The museum turned up in the Tribune's pages more than 1,200 times during O'Shea's tenure, sometimes raising eyebrows in the newsroom. (Full disclosure: Your humble correspondent was a Tribune reporter during O'Shea's tenure there.) In April 2004, for instance, the paper ran two back-to-back Page One stories lauding the museum's efforts to establish a nature preserve in rural Peru. The feel-good nature of the stories, their lack of news hook, their unusual length for a newspaper (more than 8,000 words total), and their prominent placement all had staffers wondering if they were an anniversary present to O'Shea's wife.
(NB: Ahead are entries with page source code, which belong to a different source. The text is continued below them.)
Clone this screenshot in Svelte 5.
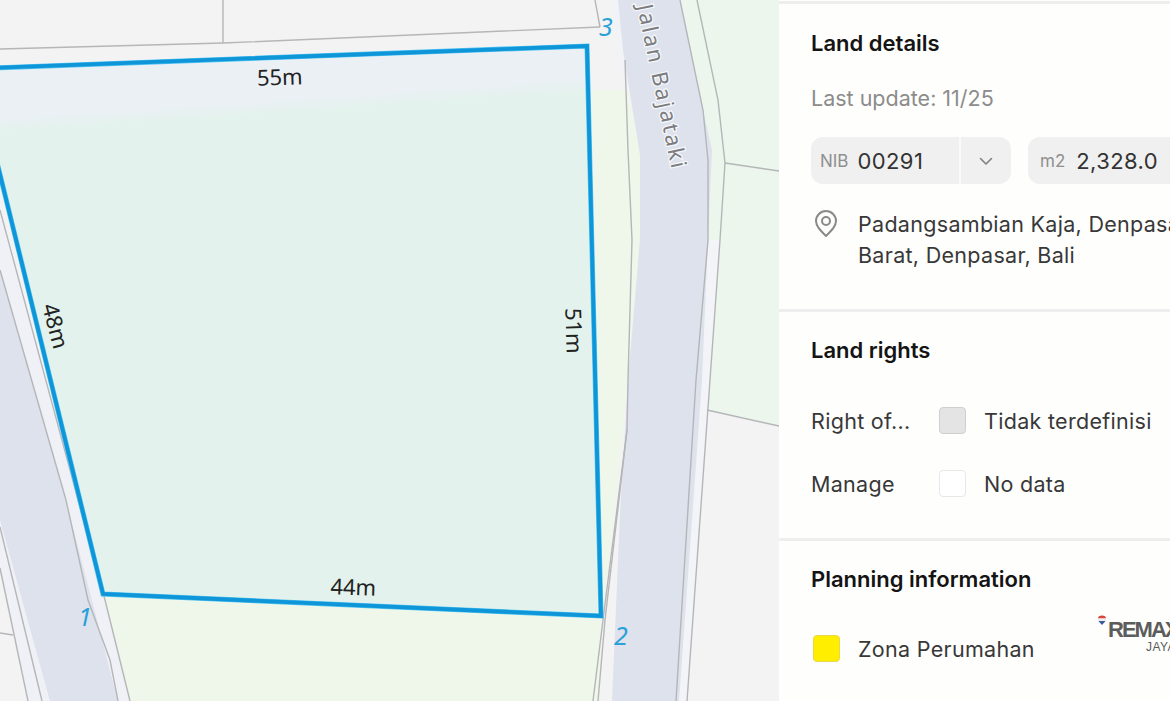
<script>
	const rights = [
		{ label: 'Right of...', value: 'Tidak terdefinisi', fill: '#e4e4e4', edge: '#cfcfcf' },
		{ label: 'Manage', value: 'No data', fill: '#ffffff', edge: '#e8e8e8' }
	];

	const lengths = [
		{ text: '55m', x: 280, y: 85, rotate: -2 },
		{ text: '48m', x: 48, y: 328, rotate: 75 },
		{ text: '51m', x: 566, y: 331, rotate: 88 },
		{ text: '44m', x: 353, y: 595, rotate: 2 }
	];

	const corners = [
		{ text: '1', x: 85, y: 626 },
		{ text: '2', x: 621, y: 645 },
		{ text: '3', x: 606, y: 36 }
	];
</script>

<div class="page">
	<!-- Map -->
	<div class="map">
		<svg viewBox="0 0 779 701" width="779" height="701">
			<defs>
				<clipPath id="parcel-clip">
					<polygon points="-10,68 587,46 601,616 103,594 -6,150" />
				</clipPath>
				<filter id="soft" x="-10%" y="-50%" width="120%" height="200%">
					<feGaussianBlur stdDeviation="6" />
				</filter>
			</defs>
			<rect width="779" height="701" fill="#f4f3f4" />

			<!-- green areas -->
			<polygon points="697,0 779,0 779,426 707,410 725,163" fill="#ecf6ec" />
			<polygon points="682,0 697,0 718,100 725,163 720,240 708,240 712,150 703,110" fill="#ecf6ec" />
			<polygon points="592,90 628,90 640,155 640,240 628,380 603,620 598,701 130,701 103,594 601,616" fill="#eff7ea" />

			<!-- main road -->
			<polygon points="708,240 720,240 710,380 687,701 676,701 696,380" fill="#f3f4f8" />
			<polygon points="610,0 618,0 623,50 628,90 620,70" fill="#f1f3f7" />
			<polygon points="618,0 680,0 703,110 712,150 708,240 702,380 679,701 612,701 620,513 628,380 640,240 640,155 623,50" fill="#dde2ed" />

			<!-- left road -->
			<polygon points="0,500 50,701 28,701 0,568" fill="#f0f1f6" />
			<polygon points="0,270 66,500 92,600 118,701 50,701 0,520" fill="#dde2ed" />
			<polygon points="0,210 105,600 130,701 118,701 92,600 66,500 0,270" fill="#eff1f6" />

			<!-- parcel fill -->
			<polygon points="-10,68 587,46 601,616 103,594 -6,150" fill="#e3f2ec" />
			<g clip-path="url(#parcel-clip)">
				<polygon points="-20,40 600,30 600,84 300,105 -20,126" fill="#ebf0f5" filter="url(#soft)" />
			</g>

			<!-- boundary lines -->
			<g class="edges">
				<polyline points="0,49 223,43 600,27" />
				<polyline points="223,0 223,43" />
				<polyline points="595,0 600,27" />
				<polyline points="680,0 703,110 708,160 708,240 696,380 676,701" />
				<polyline points="697,0 718,100 725,163 720,240 710,380 687,701" />
				<polyline points="625,60 628,150 632,240 628,380 627,430 603,620 593,701" />
				<polyline points="627,430 605,620 598,701" />
				<polyline points="725,163 779,171" />
				<polyline points="707,410 779,426" />
				<polyline points="0,210 105,600 130,701" />
				<polyline points="0,270 66,500 88,600 110,660 118,701" />
				<polyline points="0,527 42,701" />
				<polyline points="0,568 28,701" />
				<polyline points="0,633 13,635" />
			</g>

			<text class="road" x="0" y="0" transform="translate(637 6) rotate(78)">Jalan Bajataki</text>

			<!-- parcel outline -->
			<polygon class="halo" points="-10,68 587,46 601,616 103,594 -6,150" />
			<polygon class="parcel" points="-10,68 587,46 601,616 103,594 -6,150" />

			{#each lengths as l}
				<text class="length" text-anchor="middle" transform="translate({l.x} {l.y}) rotate({l.rotate})">{l.text}</text>
			{/each}
			{#each corners as c}
				<text class="corner" text-anchor="middle" x={c.x} y={c.y}>{c.text}</text>
			{/each}
		</svg>
	</div>

	<!-- Side panel -->
	<aside class="panel">
		<section class="details">
			<h2>Land details</h2>
			<p class="updated">Last update: 11/25</p>
			<div class="fields">
				<div class="field nib">
					<span class="key">NIB</span>
					<span class="value">00291</span>
					<span class="caret">
						<svg viewBox="0 0 16 16" width="16" height="16" fill="none" stroke="#808080" stroke-width="1.6" stroke-linecap="round" stroke-linejoin="round"><path d="M2.5 5.5 8 11l5.5-5.5" /></svg>
					</span>
				</div>
				<div class="field area">
					<span class="key">m2</span>
					<span class="value">2,328.0</span>
				</div>
			</div>
			<div class="address">
				<svg viewBox="0 0 24 30" width="24" height="30" fill="none" stroke="#8a8a8a" stroke-width="2"><path d="M12 27C6 21 2 17 2 12a10 10 0 0 1 20 0c0 5-4 9-10 15Z" stroke-linejoin="round" /><circle cx="12" cy="12" r="4" /></svg>
				<p>Padangsambian Kaja, Denpasar Barat, Denpasar, Bali</p>
			</div>
		</section>

		<section class="rights">
			<h2>Land rights</h2>
			<div class="rows">
				{#each rights as r}
					<div class="row">
						<span class="label">{r.label}</span>
						<span class="swatch" style="background: {r.fill}; border-color: {r.edge}"></span>
						<span class="text">{r.value}</span>
					</div>
				{/each}
			</div>
		</section>

		<section class="planning">
			<h2>Planning information</h2>
			<div class="zone">
				<span class="swatch yellow"></span>
				<span class="text">Zona Perumahan</span>
			</div>
		</section>

		<!-- watermark -->
		<div class="logo">
			<svg viewBox="0 0 10 10" width="10" height="11"><path d="M1 3a4 3 0 0 1 8 0Z" fill="#d9453d" /><rect x="1" y="3" width="8" height="2.4" fill="#eee" /><path d="M1.4 5.4h7.2L5 9.5Z" fill="#3d5a9e" /></svg>
			<div class="logo-text">
				<span class="brand">REMAX</span>
				<span class="city">JAYA</span>
			</div>
		</div>
	</aside>
</div>

<style>
	:global(body) {
		margin: 0;
		background: #fff;
	}

	.page {
		display: flex;
		width: 1170px;
		height: 701px;
		overflow: hidden;
		font-family: Inter, "Liberation Sans", sans-serif;
	}

	/* ── Map ───────────────────────────── */
	.map {
		flex: none;
		width: 779px;
		height: 701px;
	}
	.map svg {
		display: block;
	}
	.edges polyline {
		fill: none;
		stroke: #b4b6b8;
		stroke-width: 1.4;
	}
	.halo {
		fill: none;
		stroke: #4fc3f2;
		stroke-width: 5;
		stroke-linejoin: miter;
	}
	.parcel {
		fill: none;
		stroke: #0e96d8;
		stroke-width: 3.8;
		stroke-linejoin: miter;
	}
	.road {
		font-family: "Noto Sans", sans-serif;
		font-size: 22px;
		letter-spacing: 2.2px;
		fill: #7b7d80;
		stroke: #f6f7fa;
		stroke-width: 2.5;
		paint-order: stroke;
	}
	.length {
		font-family: "Noto Sans", sans-serif;
		font-size: 22px;
		fill: #222;
	}
	.corner {
		font-family: "Noto Sans", sans-serif;
		font-size: 25px;
		font-style: italic;
		fill: #2aa0d8;
	}

	/* ── Panel ─────────────────────────── */
	.panel {
		position: relative;
		flex: none;
		width: 391px;
		height: 701px;
		overflow: hidden;
		background: #fefefd;
	}
	section {
		width: 480px;
		box-sizing: border-box;
		padding-left: 32px;
		border-top: 3px solid #eeeeee;
	}
	h2 {
		margin: 0;
		font-size: 22px;
		line-height: 28px;
		font-weight: 600;
		color: #141414;
	}
	.details {
		height: 308px;
		margin-top: 1px;
		padding-top: 25px;
	}
	.updated {
		margin: 27px 0 0;
		font-size: 21.5px;
		line-height: 28px;
		color: #8c8c8c;
	}
	.fields {
		display: flex;
		gap: 17px;
		margin-top: 25px;
	}
	.field {
		display: flex;
		align-items: center;
		height: 47px;
		border-radius: 12px;
		background: #f0f0f0;
		box-sizing: border-box;
	}
	.nib {
		width: 200px;
		padding-left: 9px;
	}
	.area {
		width: 190px;
		padding-left: 12px;
	}
	.area .key {
		margin-right: 11px;
	}
	.key {
		font-size: 17px;
		color: #8f8f8f;
		margin-right: 9px;
	}
	.value {
		font-size: 22px;
		color: #333;
		letter-spacing: 0.4px;
	}
	.caret {
		display: flex;
		align-items: center;
		justify-content: center;
		width: 50px;
		height: 100%;
		margin-left: auto;
		border-left: 2px solid #fafafa;
	}
	.address {
		display: flex;
		align-items: flex-start;
		gap: 20px;
		margin-top: 25px;
		padding-left: 3px;
	}
	.address p {
		margin: 0;
		width: 340px;
		font-size: 21.5px;
		line-height: 31px;
		color: #383838;
		letter-spacing: 0.3px;
	}
	.rights {
		height: 229px;
		padding-top: 24px;
	}
	.rows {
		display: flex;
		flex-direction: column;
		gap: 36px;
		margin-top: 43px;
	}
	.row {
		display: flex;
		align-items: center;
		height: 27px;
	}
	.label {
		width: 128px;
		font-size: 21.5px;
		color: #383838;
		letter-spacing: 0.3px;
	}
	.swatch {
		flex: none;
		width: 27px;
		height: 27px;
		box-sizing: border-box;
		border: 1.5px solid;
		border-radius: 4px;
	}
	.text {
		margin-left: 18px;
		font-size: 21.5px;
		color: #383838;
		letter-spacing: 0.3px;
	}
	.planning {
		padding-top: 24px;
	}
	.zone {
		display: flex;
		align-items: center;
		margin-top: 42px;
		padding-left: 2px;
	}
	.yellow {
		background: #ffee00;
		border-color: #e8d94a;
	}
	.logo {
		position: absolute;
		left: 318px;
		top: 615px;
		display: flex;
		align-items: flex-start;
		gap: 1px;
	}
	.logo-text {
		display: flex;
		flex-direction: column;
		align-items: center;
		flex: none;
		width: 106px;
		margin-top: 5px;
	}
	.brand {
		align-self: flex-start;
		font-family: "Liberation Sans", sans-serif;
		font-size: 22px;
		line-height: 20px;
		font-weight: 700;
		letter-spacing: -2px;
		color: #5c5c5c;
	}
	.city {
		font-family: "Liberation Sans", sans-serif;
		font-size: 12px;
		line-height: 14px;
		color: #5c5c5c;
		letter-spacing: 0.5px;
	}
</style>
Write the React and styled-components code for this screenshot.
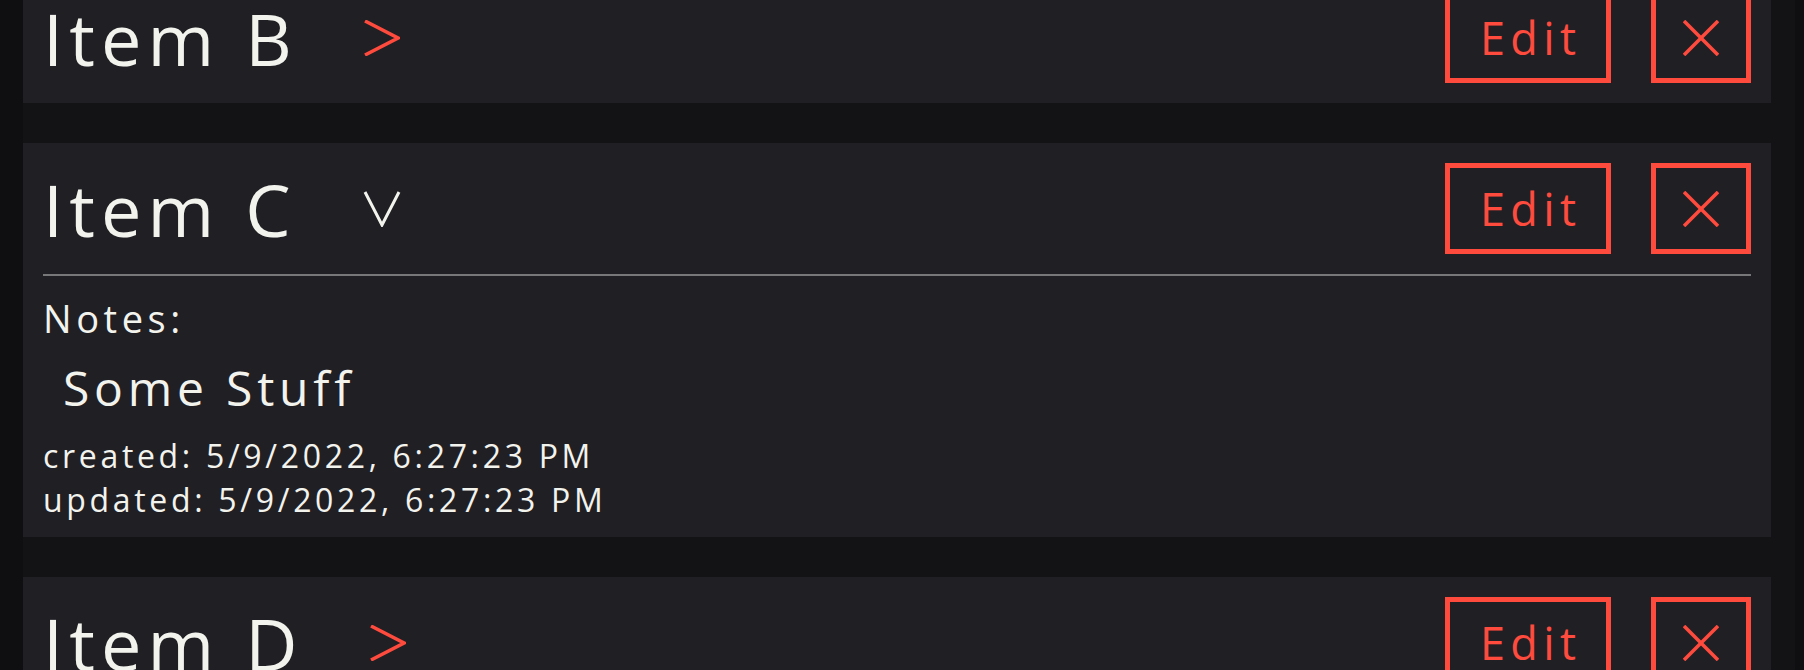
import styled, { createGlobalStyle } from "styled-components";

const GlobalStyle = createGlobalStyle`
  html, body {
    margin: 0;
    padding: 0;
    background: #0f0f11;
    overflow: hidden;
  }
  body {
    font-family: "Open Sans", "Noto Sans", sans-serif;
    color: #f3f3ee;
  }
`;

const items = [
  { id: "b", name: "Item B", open: false },
  {
    id: "c",
    name: "Item C",
    open: true,
    notes: "Some Stuff",
    created: "5/9/2022, 6:27:23 PM",
    updated: "5/9/2022, 6:27:23 PM",
  },
  { id: "d", name: "Item D", open: false },
];

const Chevron = ({ open }) =>
  open ? (
    <svg width="38" height="36" viewBox="0 0 38 36">
      <polyline points="2,1 19,34 36,1" fill="none" stroke="#f3f3ee" strokeWidth="3" />
    </svg>
  ) : (
    <svg width="36" height="36" viewBox="0 0 36 36">
      <polyline points="1,1 34,18 1,35" fill="none" stroke="#ff4b3e" strokeWidth="3.5" />
    </svg>
  );

const CloseIcon = () => (
  <svg width="36" height="36" viewBox="0 0 36 36">
    <line x1="1" y1="1" x2="35" y2="35" stroke="#ff4b3e" strokeWidth="3.5" />
    <line x1="35" y1="1" x2="1" y2="35" stroke="#ff4b3e" strokeWidth="3.5" />
  </svg>
);

const ItemCard = ({ name, open, notes, created, updated }) => {
  return (
    <Card>
      <Header>
        <Title>{name}</Title>
        <Toggle>
          <Chevron open={open} />
        </Toggle>
        <Actions>
          <ActionButton $w={166}>Edit</ActionButton>
          <ActionButton $w={100}>
            <CloseIcon />
          </ActionButton>
        </Actions>
      </Header>
      {open && (
        <Body>
          <Divider />
          <NotesLabel>Notes:</NotesLabel>
          <NotesText>{notes}</NotesText>
          <MetaBlock>
            <Meta>created: {created}</Meta>
            <Meta>updated: {updated}</Meta>
          </MetaBlock>
        </Body>
      )}
    </Card>
  );
};

export default function App() {
  return (
    <>
      <GlobalStyle />
      <Page>
        <List>
          {items.map((item) => (
            <ItemCard key={item.id} {...item} />
          ))}
        </List>
      </Page>
    </>
  );
}

const Page = styled.div`
  height: 670px;
  overflow: hidden;
  padding: 0 9px 0 23px;
`;

const List = styled.div`
  background: #131316;
  margin-top: -28px;
  padding-right: 24px;
  display: flex;
  flex-direction: column;
  gap: 40px;
`;

const Card = styled.div`
  background: #201f24;
  padding: 20px;
`;

const Header = styled.div`
  display: flex;
  align-items: center;
  height: 91px;
`;

const Title = styled.h2`
  margin: 0;
  font-size: 72px;
  font-weight: 400;
  line-height: 1;
  letter-spacing: 0.085em;
  color: #f3f3ee;
`;

const Toggle = styled.span`
  display: flex;
  align-items: center;
  margin-left: 66px;
`;

const Actions = styled.div`
  margin-left: auto;
  display: flex;
  gap: 40px;
`;

const ActionButton = styled.button`
  box-sizing: border-box;
  width: ${(p) => p.$w}px;
  height: 91px;
  display: flex;
  align-items: center;
  justify-content: center;
  padding: 0;
  background: transparent;
  border: 5px solid #ff4b3e;
  color: #ff4b3e;
  font-family: "Open Sans", "Noto Sans", sans-serif;
  font-size: 45px;
  letter-spacing: 0.12em;
  text-indent: 0.12em;
  cursor: pointer;
`;

const Body = styled.div``;

const Divider = styled.hr`
  border: none;
  height: 2px;
  margin: 20px 0 0;
  background: #77777a;
`;

const NotesLabel = styled.div`
  margin-top: 20px;
  font-size: 38px;
  line-height: 1.2;
  letter-spacing: 0.12em;
`;

const NotesText = styled.div`
  margin-top: 17px;
  padding-left: 20px;
  font-size: 48px;
  line-height: 1.2;
  letter-spacing: 0.1em;
`;

const MetaBlock = styled.div`
  margin-top: 23px;
  display: flex;
  flex-direction: column;
  gap: 10px;
`;

const Meta = styled.div`
  font-size: 32px;
  line-height: 34px;
  letter-spacing: 0.115em;
`;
As one Tribune staffer puts it today, "Why put this meaningless Field Museum story on Page One?" (Adding to the intrigue over the Peru series was the fact that Jack Fuller, then the president of Tribune Publishing, was dating a Field Museum scientist featured prominently—and favorably—in the stories.)

O'Shea has no control over the Los Angeles Times's editorial page, so the decision to kill the Grazer deal fell to Hiller (a former Tribune publisher who worked there with O'Shea). But O'Shea supported Hiller's decision. "It raised questions," he says. "This is an entire section being handed over to someone who's represented by someone who's romantically involved with the editor who's handing it over. The whole thing smelled."

But didn't O'Shea's decision to prominently feature positive stories about the Field Museum in the Tribune smell just as bad? "I think it's pretty much of a stretch to compare these two," O'Shea says. His wife only represented the Field Museum's exhibits, so she had nothing to do with the stories about Peru. Besides, he recused himself from them, sort of. "I ordered some cuts and rewrites," he says, "and then turned it over" to other editors to avoid the appearance of a conflict. Also, he says, "I told my wife not to tell me anything about the exhibits she was promoting." But even though he thought his wife's gig was enough of a potential conflict to recuse himself from Field Museum stories, O'Shea says it wasn't a big enough conflict to disclose to readers—or step down over.

For his part, Martinez (who declined to respond to an e-mail) has insisted that his relationship with Grazer's flack had nothing to do with his decision to select Grazer as guest editor. But, as Hiller told his staff in announcing Martinez's resignation, "The problem with conflicts is, how do you know?"